--- start SUPPLIED INFORMATION ---

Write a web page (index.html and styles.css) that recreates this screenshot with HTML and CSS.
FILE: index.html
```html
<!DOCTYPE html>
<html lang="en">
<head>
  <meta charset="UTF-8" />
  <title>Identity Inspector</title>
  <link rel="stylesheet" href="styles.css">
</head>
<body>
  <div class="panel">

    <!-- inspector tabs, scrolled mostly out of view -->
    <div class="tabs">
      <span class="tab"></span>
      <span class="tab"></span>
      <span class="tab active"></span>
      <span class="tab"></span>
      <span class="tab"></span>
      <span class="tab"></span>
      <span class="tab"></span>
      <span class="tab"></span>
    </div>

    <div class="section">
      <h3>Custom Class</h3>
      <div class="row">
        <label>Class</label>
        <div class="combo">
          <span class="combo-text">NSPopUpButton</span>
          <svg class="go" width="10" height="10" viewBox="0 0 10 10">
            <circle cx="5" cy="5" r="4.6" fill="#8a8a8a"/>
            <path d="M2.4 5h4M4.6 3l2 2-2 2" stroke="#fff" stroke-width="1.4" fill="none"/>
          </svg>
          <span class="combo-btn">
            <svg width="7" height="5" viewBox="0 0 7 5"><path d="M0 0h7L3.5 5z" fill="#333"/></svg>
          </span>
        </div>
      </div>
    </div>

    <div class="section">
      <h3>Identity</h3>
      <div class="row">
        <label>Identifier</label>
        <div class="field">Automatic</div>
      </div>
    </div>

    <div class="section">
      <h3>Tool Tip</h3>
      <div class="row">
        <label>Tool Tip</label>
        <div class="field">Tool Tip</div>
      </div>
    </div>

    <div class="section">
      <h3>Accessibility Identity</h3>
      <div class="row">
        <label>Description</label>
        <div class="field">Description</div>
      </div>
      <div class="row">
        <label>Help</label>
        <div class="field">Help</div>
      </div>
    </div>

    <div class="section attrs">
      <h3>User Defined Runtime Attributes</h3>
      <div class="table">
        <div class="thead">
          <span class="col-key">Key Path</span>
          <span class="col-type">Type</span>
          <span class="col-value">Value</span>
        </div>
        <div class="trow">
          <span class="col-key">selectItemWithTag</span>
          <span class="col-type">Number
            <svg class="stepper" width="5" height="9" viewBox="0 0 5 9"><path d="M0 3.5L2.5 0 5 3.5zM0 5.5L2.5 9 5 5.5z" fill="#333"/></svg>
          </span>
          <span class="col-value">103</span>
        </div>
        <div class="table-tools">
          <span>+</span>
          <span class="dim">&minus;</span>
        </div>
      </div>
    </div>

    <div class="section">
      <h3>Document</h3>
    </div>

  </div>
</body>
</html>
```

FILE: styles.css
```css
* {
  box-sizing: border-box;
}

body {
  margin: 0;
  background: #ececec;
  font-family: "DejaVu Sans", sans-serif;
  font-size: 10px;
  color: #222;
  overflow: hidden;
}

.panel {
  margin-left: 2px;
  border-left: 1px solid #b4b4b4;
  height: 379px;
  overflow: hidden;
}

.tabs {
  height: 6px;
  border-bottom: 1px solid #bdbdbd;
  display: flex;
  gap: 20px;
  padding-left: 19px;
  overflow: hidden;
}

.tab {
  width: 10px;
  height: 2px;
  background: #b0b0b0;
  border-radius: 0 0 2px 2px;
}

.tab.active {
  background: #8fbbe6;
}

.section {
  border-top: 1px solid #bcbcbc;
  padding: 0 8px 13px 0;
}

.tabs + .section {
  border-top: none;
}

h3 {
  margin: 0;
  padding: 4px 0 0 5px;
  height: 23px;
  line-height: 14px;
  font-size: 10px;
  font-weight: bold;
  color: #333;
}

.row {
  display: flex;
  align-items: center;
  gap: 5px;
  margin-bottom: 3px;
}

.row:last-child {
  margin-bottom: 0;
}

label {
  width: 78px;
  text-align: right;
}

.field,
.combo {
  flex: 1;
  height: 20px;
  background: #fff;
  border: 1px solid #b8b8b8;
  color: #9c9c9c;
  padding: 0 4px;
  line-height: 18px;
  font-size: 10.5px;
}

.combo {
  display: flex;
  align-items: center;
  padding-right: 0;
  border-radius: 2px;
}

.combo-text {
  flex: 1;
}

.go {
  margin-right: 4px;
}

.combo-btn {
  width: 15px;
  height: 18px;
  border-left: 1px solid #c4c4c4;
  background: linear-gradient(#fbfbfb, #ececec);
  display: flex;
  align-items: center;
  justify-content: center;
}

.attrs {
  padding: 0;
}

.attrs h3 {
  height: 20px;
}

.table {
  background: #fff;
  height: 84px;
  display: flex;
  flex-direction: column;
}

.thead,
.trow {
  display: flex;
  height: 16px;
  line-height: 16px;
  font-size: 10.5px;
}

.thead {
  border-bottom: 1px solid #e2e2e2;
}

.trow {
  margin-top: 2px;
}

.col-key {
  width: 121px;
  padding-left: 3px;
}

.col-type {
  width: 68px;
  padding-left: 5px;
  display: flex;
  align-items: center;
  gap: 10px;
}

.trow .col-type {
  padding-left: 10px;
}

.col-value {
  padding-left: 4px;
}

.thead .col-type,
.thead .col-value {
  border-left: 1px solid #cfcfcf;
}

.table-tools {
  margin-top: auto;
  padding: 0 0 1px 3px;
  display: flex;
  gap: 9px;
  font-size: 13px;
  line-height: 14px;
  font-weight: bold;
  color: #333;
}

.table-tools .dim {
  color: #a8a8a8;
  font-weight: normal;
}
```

--- end SUPPLIED INFORMATION ---

Filter the data for the string "index" and copy every line that has it.

## CORRECT RESULT
Write a web page (index.html and styles.css) that recreates this screenshot with HTML and CSS.
FILE: index.html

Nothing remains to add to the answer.